Towards 'printed' organic solar cells and LEDs

Flexible optoelectronic devices that can be printed roll-to-roll - much like newspapers - are a highly promising path to cheaper devices such as solar cells and LED lighting panels.

Scientists from the TREASORES (Transparent Electrodes for Large Area Large Scale Production of Organic Optoelectronic Devices) project have developed prototype flexible solar cell modules as well as novel silver-based transparent electrodes that outperform currently used materials.

The EU-funded project, led by Empa researcher Frank Nüesch, aims at developing and demonstrating technologies to facilitate roll-to-roll (R2R) production of organic optoelectronic devices such as solar cells and LED lighting panels.

The TREASORES project recently completed its mid-term review and has already achieved some major milestones. The international team that comprises researchers from 19 labs and companies from five European countries has, for instance, developed an ultrathin transparent silver electrode that is cheaper than, and outperforms, currently used indium tin oxide (ITO) electrodes.
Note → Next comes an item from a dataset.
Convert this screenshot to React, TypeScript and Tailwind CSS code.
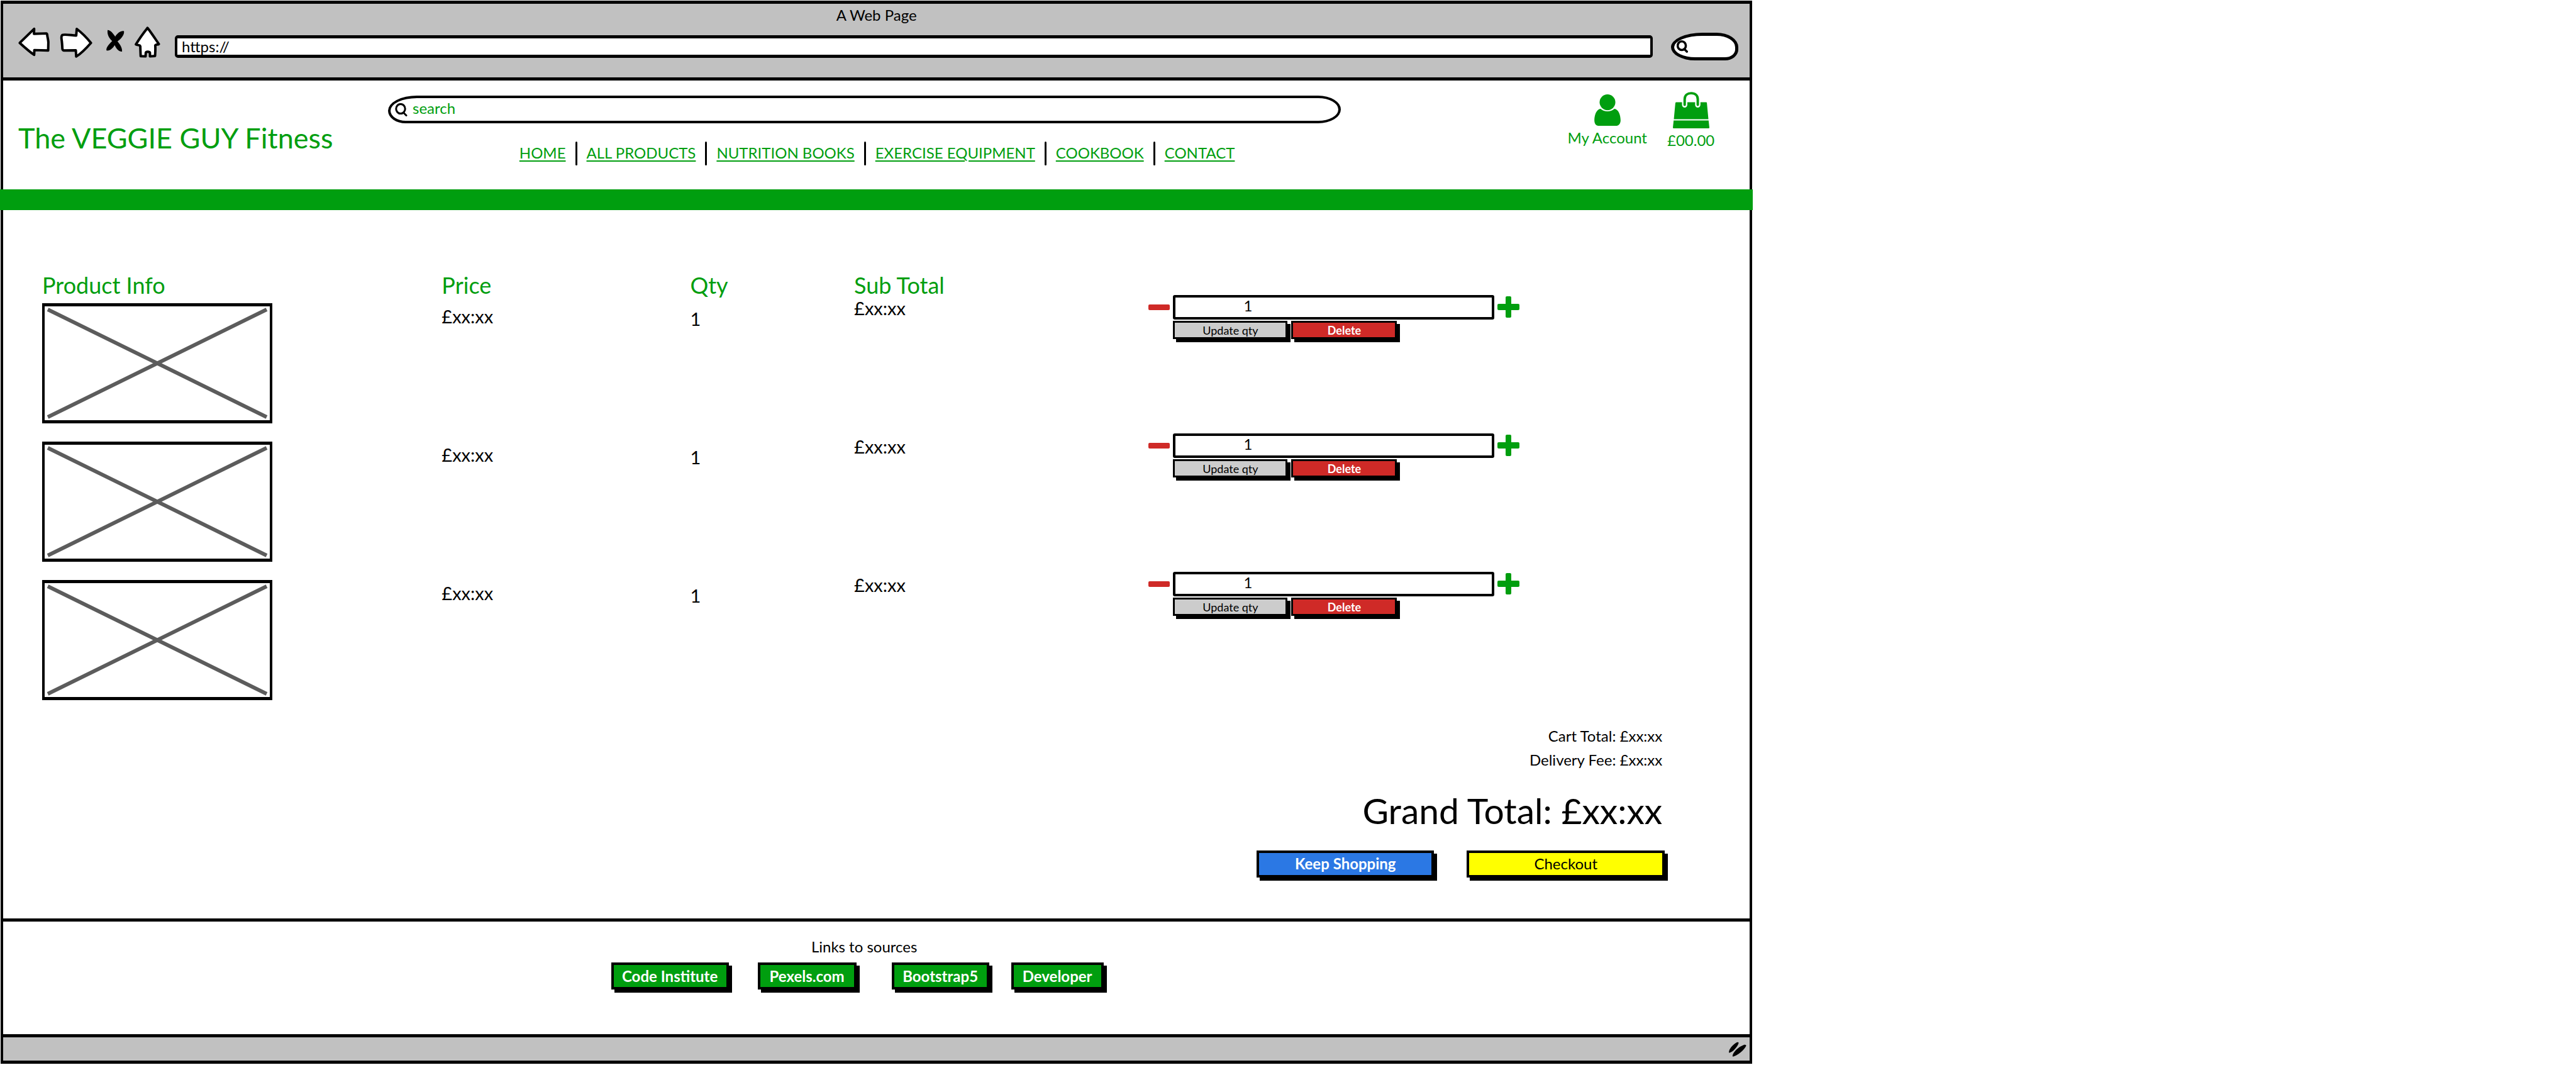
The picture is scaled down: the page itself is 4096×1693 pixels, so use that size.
import React from 'react';

const navLinks = ['HOME', 'ALL PRODUCTS', 'NUTRITION BOOKS', 'EXERCISE EQUIPMENT', 'COOKBOOK', 'CONTACT'];

const cartRows = [1, 2, 3];

const sources = [
  { label: 'Code Institute', box: 'w-[187px] mr-[46px]' },
  { label: 'Pexels.com', box: 'w-[157px] mr-[56px]' },
  { label: 'Bootstrap5', box: 'w-[155px] mr-[35px]' },
  { label: 'Developer', box: 'w-[147px]' },
];

function BackIcon() {
  return (
    <svg viewBox="64 47 166 166" className="block h-[50px] w-[50px]" fill="#fff" stroke="#000" strokeWidth="13" strokeLinejoin="round">
      <path d="M72 134 L148 60 L147 86 L212 84 Q216 84 217 92 C218 104 222 115 223 130 L222 174 L149 172 L148 197 C130 185 95 155 72 134 Z" />
    </svg>
  );
}

function ForwardIcon() {
  return (
    <svg viewBox="286 47 173 166" className="block h-[50px] w-[52px]" fill="#fff" stroke="#000" strokeWidth="13" strokeLinejoin="round">
      <path d="M300 92 C310 88 335 92 373 95 L376 60 C400 78 430 108 451 134 C430 158 400 190 373 206 L371 173 L309 174 Q302 174 300 166 C299 145 298 130 296 118 C294 105 294 96 300 92 Z" />
    </svg>
  );
}

function StopIcon() {
  return (
    <svg viewBox="514 47 116 166" className="block h-[50px] w-[35px]" fill="#000">
      <path d="M541 66 C556 66 570 84 581 101 C592 82 612 68 627 72 C631 90 612 113 593 126 C606 142 619 160 617 180 C600 181 587 166 578 146 C568 164 552 177 535 174 C531 160 548 140 565 124 C548 108 537 88 541 66 Z" />
    </svg>
  );
}

function HomeIcon() {
  return (
    <svg viewBox="682 47 136 166" className="block h-[50px] w-[41px]" fill="#fff" stroke="#000" strokeWidth="13" strokeLinejoin="round">
      <path d="M750 55 C760 66 788 108 810 140 C805 145 796 140 791 147 C793 165 791 185 790 203 L763 205 L763 186 C760 179 743 179 741 186 L740 205 L714 204 L712 152 C710 142 698 148 689 142 C705 115 730 80 750 55 Z" />
    </svg>
  );
}

function MagnifierIcon({ className, weight }: { className: string; weight: number }) {
  return (
    <svg viewBox="0 0 20 21" className={className} fill="none" stroke="#000" strokeWidth={weight} strokeLinecap="round">
      <ellipse cx="9" cy="9" rx="7.2" ry="7.6" />
      <path d="M13.5 15 L18 19.5" />
    </svg>
  );
}

function PersonIcon() {
  return (
    <svg viewBox="180 66 192 192" className="block h-[58px] w-[58px]" fill="#009e0f">
      <circle cx="276" cy="121" r="41.5" />
      <path d="M240 155 C258 173 294 173 312 155 C334 157 345 188 345 216 C345 233 335 245 324 245 L228 245 C215 245 207 232 207 216 C207 188 218 157 240 155 Z" />
    </svg>
  );
}

function BagIcon() {
  return (
    <svg viewBox="624 66 192 192" className="block h-[58px] w-[58px]" fill="#009e0f">
      <path d="M642 121 H799 Q803 121 803 125 L811 210 H629 L637 125 Q638 121 642 121 Z" />
      <path d="M628 217 H812 L816 254 Q816 258 812 258 H628 Q624 258 624 254 Z" />
      <path d="M686 115 V135 M755 115 V135" stroke="#fff" strokeWidth="28" strokeLinecap="round" />
      <path d="M686 134 V105 C686 83 702 73 720 73 C739 73 755 83 755 105 V134" fill="none" stroke="#009e0f" strokeWidth="13" strokeLinecap="round" />
    </svg>
  );
}

function Placeholder() {
  return (
    <div className="h-[191px] w-[366px] border-x-4 border-y-5 border-black bg-white">
      <svg viewBox="0 0 358 181" preserveAspectRatio="none" className="block h-full w-full" role="img" aria-label="Product image" stroke="#5c5c5c" strokeWidth="6">
        <path d="M5 5 L353 176 M353 5 L5 176" />
      </svg>
    </div>
  );
}

function BrowserBar() {
  return (
    <div className="border-b-5 border-black bg-[#c1c1c1] pb-[17px]">
      <p className="text-center leading-9">A Web Page</p>
      <div className="flex items-center pr-[18px] pl-6">
        <div className="mr-[23px] flex gap-4 pb-[14px]">
          <button type="button" aria-label="Back"><BackIcon /></button>
          <button type="button" aria-label="Forward"><ForwardIcon /></button>
          <button type="button" aria-label="Stop"><StopIcon /></button>
          <button type="button" aria-label="Home"><HomeIcon /></button>
        </div>
        <input
          type="text"
          aria-label="Address"
          defaultValue="https://"
          className="h-9 min-w-0 flex-1 rounded-[5px] border-x-4 border-y-5 border-black bg-white pl-[7px] outline-none"
        />
        <label className="ml-[29px] flex h-11 w-[107px] items-center rounded-[52px_36px_22px_40px/24px_24px_18px_22px] border-5 border-black bg-white pl-1">
          <MagnifierIcon className="h-5 w-[18px] shrink-0" weight={4} />
          <input type="text" aria-label="Web search" className="w-full min-w-0 bg-transparent outline-none" />
        </label>
      </div>
    </div>
  );
}

function SiteHeader() {
  return (
    <header className="text-[#009e0f]">
      <div className="grid grid-cols-[612fr_1515fr_650fr] items-start pb-[38px]">
        <h1 className="pt-16 pl-6 text-[45px] leading-[54px] whitespace-nowrap">The VEGGIE GUY Fitness</h1>
        <div className="pt-6">
          <label className="flex h-11 items-center gap-2 rounded-[46px_36px_36px_28px/24px_22px_22px_20px] border-4 border-black bg-white pl-[7px]">
            <MagnifierIcon className="h-[21px] w-5 shrink-0" weight={3} />
            <input type="text" aria-label="Search products" defaultValue="search" className="min-w-0 flex-1 bg-transparent pb-1 outline-none" />
          </label>
          <nav className="mt-[29px] flex h-[38px] items-center justify-center gap-[15px] pl-10">
            {navLinks.map((link, i) => (
              <React.Fragment key={link}>
                {i > 0 && <span className="h-full w-[3px] rounded-full bg-black" />}
                <a href="#" className="pb-0.5 whitespace-nowrap underline decoration-2 underline-offset-[3px]">{link}</a>
              </React.Fragment>
            ))}
          </nav>
        </div>
        <div className="flex justify-end gap-8 pt-[18px] pr-14 leading-[30px]">
          <a href="#" className="flex flex-col items-center"><PersonIcon />My Account</a>
          <a href="#" className="flex flex-col items-center gap-1"><BagIcon />£00.00</a>
        </div>
      </div>
      <div className="-mx-[5px] h-[33px] bg-[#009e0f]" />
    </header>
  );
}

function QuantityControls({ row }: { row: number }) {
  return (
    <div className="grid w-[61.7%] grid-cols-[34px_1fr_35px] items-center gap-x-[5px] gap-y-0.5">
      <button type="button" aria-label="Decrease quantity">
        <svg viewBox="0 0 34 34" className="block h-[34px] w-[34px]" fill="#cf2a27"><rect y="12" width="34" height="9" rx="2" /></svg>
      </button>
      <input
        type="text"
        aria-label={'Quantity for product ' + row}
        defaultValue="1"
        className="h-[39px] w-full min-w-0 rounded-[3px] border-4 border-black bg-white pb-1.5 pl-[108px] outline-none"
      />
      <button type="button" aria-label="Increase quantity">
        <svg viewBox="0 0 35 35" className="block h-[35px] w-[35px]" fill="#009e0f">
          <rect y="12" width="35" height="10" rx="2" />
          <rect x="13" width="9" height="34" rx="2" />
        </svg>
      </button>
      <div className="col-start-2 flex gap-1.5 text-[18px] leading-6">
        <button type="button" className="h-[29px] w-[182px] border-3 border-black bg-[#cccccc] shadow-[5px_5px_0_#000]">Update qty</button>
        <button type="button" className="h-[29px] w-[168px] border-3 border-black bg-[#cf2a27] font-bold text-white shadow-[5px_5px_0_#000]">Delete</button>
      </div>
    </div>
  );
}

function Cart() {
  return (
    <main className="pt-[95px] pb-[65px]">
      <div className="pl-[62px]">
        <table className="w-full table-fixed text-left">
          <thead className="text-[36px] leading-8 text-[#009e0f]">
            <tr>
              <th className="w-[23.4%] pt-2 font-normal">Product Info</th>
              <th className="w-[14.55%] pt-2 font-normal">Price</th>
              <th className="w-[9.6%] pt-2 font-normal">Qty</th>
              <th className="w-[17.25%] pt-2 font-normal">Sub Total</th>
              <td />
            </tr>
          </thead>
          <tbody className="align-top text-[29px] leading-9">
            {cartRows.map((row) => (
              <tr key={row}>
                <td className="pt-[13px] pb-4"><Placeholder /></td>
                <td className="pt-4">£xx:xx</td>
                <td className="pt-5">1</td>
                <td className="pt-[3px]">£xx:xx</td>
                <td className="text-[24px]"><QuantityControls row={row} /></td>
              </tr>
            ))}
          </tbody>
        </table>
      </div>
      <div className="flex flex-col items-end pt-[22px] pr-[139px] leading-[38px]">
        <p>Cart Total: £xx:xx</p>
        <p>Delivery Fee: £xx:xx</p>
        <p className="mt-[26px] text-[57px] leading-[70px]">Grand Total: £xx:xx</p>
        <div className="-mr-1 mt-[29px] flex gap-[52px] leading-8">
          <button type="button" className="h-[43px] w-[282px] border-4 border-black bg-[#2b78e4] pb-0.5 font-bold text-white shadow-[5px_5px_0_#000]">Keep Shopping</button>
          <button type="button" className="h-[43px] w-[315px] border-4 border-black bg-[#ffff00] pb-0.5 shadow-[5px_5px_0_#000]">Checkout</button>
        </div>
      </div>
    </main>
  );
}

function SiteFooter() {
  return (
    <footer className="border-t-5 border-black pt-6 pr-[61px] pb-[71px]">
      <p className="pl-[22px] text-center leading-8">Links to sources</p>
      <div className="mt-[9px] flex justify-center">
        {sources.map((s) => (
          <a
            key={s.label}
            href="#"
            className={'h-[43px] border-4 border-black bg-[#009e0f] text-center leading-9 font-bold text-white shadow-[5px_5px_0_#000] ' + s.box}
          >
            {s.label}
          </a>
        ))}
      </div>
    </footer>
  );
}

export default function App() {
  return (
    <div className="min-h-screen bg-white">
      <div className="flow-root">
        <div className="mt-px ml-px w-[68%] border-x-4 border-y-5 border-black font-['Lato',sans-serif] text-[24px] text-black">
          <BrowserBar />
          <SiteHeader />
          <Cart />
          <SiteFooter />
          <div className="flex h-[42px] items-center justify-end border-t-5 border-black bg-[#c1c1c1] pr-[5px]">
            <svg viewBox="440 112 96 80" className="h-6 w-[29px]" fill="#000">
              <path d="M485 115 Q494 112 495 119 C488 140 466 166 445 171 C438 162 455 132 485 115 Z" />
              <path d="M525 128 Q534 126 535 133 C524 156 490 186 464 191 C456 182 484 142 525 128 Z" />
            </svg>
          </div>
        </div>
      </div>
    </div>
  );
}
The researchers could also demonstrate a record efficiency of 7% for a perovskite-based solar cell using such novel transparent electrodes. What’s more, their first fully R2R-produced solar cells already achieved commercially acceptable lifetimes when tested in the field. The next step, said Nüesch, is to scale up and improve the most promising technologies identified so far, say, to produce barrier materials and transparent electrodes in larger quantities, ie, in rolls of more than 100 metres in length.

Novel transparent electrodes for flexible solar cells developed by the TREASORES consortium do not require scarce elements such as indium.
One example is conductive fabric electrodes developed by Empa and Sefar AG. (Image: Empa).

In its second half, the TREASORES project will also continue to develop other promising technologies such as transparent and flexible electrodes based on woven fabrics, nanowires and carbon nanotubes (CNTs). “We are working on the most crucial issues in large-scale organic optoelectronics. Our new low-cost electrode substrates already outperform existing conductive oxide electrodes in many ways,” said Nüesch. “But we must further improve the resulting device yields from large-scale production by reducing the defect density of the substrates.”

The new materials have been thoroughly tested using special instruments for mechanical, electrical and optical testing and their performance in practical devices has been characterised eg, for lifetime and quality of illumination. Silver nanowires were used to produce flexible electrodes with a sheet resistance of below 20 Ω/sq - a measure for the electrical conductivity of thin films - and an optical transmission of 80%. Copper nanowires were even better, yielding a sheet resistance of below 10 Ω/sq and an optical transmission of 90% on glass. They clearly outperformed current ITO electrodes, which typically have sheet resistance values of 100 Ω/sq and above for such high transparency. Solar cell devices with an energy conversion efficiency of over 3% have been made on these substrates with copper electrodes. CNT electrode performance likewise made significant progress during the first half of the project, reaching a sheet resistance of 74 Ω/sq with an optical transmission of 90%. The organic solar cells that were produced with these electrodes reached an energy conversion efficiency of 4.5%.

All these electrode technologies suffer, however, to some extent from waviness or roughness and require a flattening layer to allow defect-free deposition of optoelectronic device stacks. That is why the researchers set out to develop yet another electrode technology, which uses thin silver (Ag) films sandwiched between two metal oxide (MO) layers. These films turned out to be much flatter. MO/Ag/MO electrode stacks provide a sheet resistance of 6 Ω/sq with an optical transmission of 85% and allowed the construction of more efficient optoelectronic devices compared to the other electrode technologies, which is due, at least in part, to the low peak-to-valley roughness of about 20 nm. With these ultraflat electrodes, record efficiencies of up to 7% were obtained for organic solar cells using commercially available materials for light harvesting. Using the very same electrode materials, the team achieved 17 lm/W for the production of white light organic LEDs (OLEDs) and more than 20 lm/W for organic light-emitting electrochemical cells (OLECs). Although not quite record values for flexible OLED and OLEC devices, Nüesch stressed, “all electrodes were produced by an R2R process in an industrial environment or with industrially relevant processes on large areas of the polymer substrate. We can thus say that the processes we used are robust and reproducible.”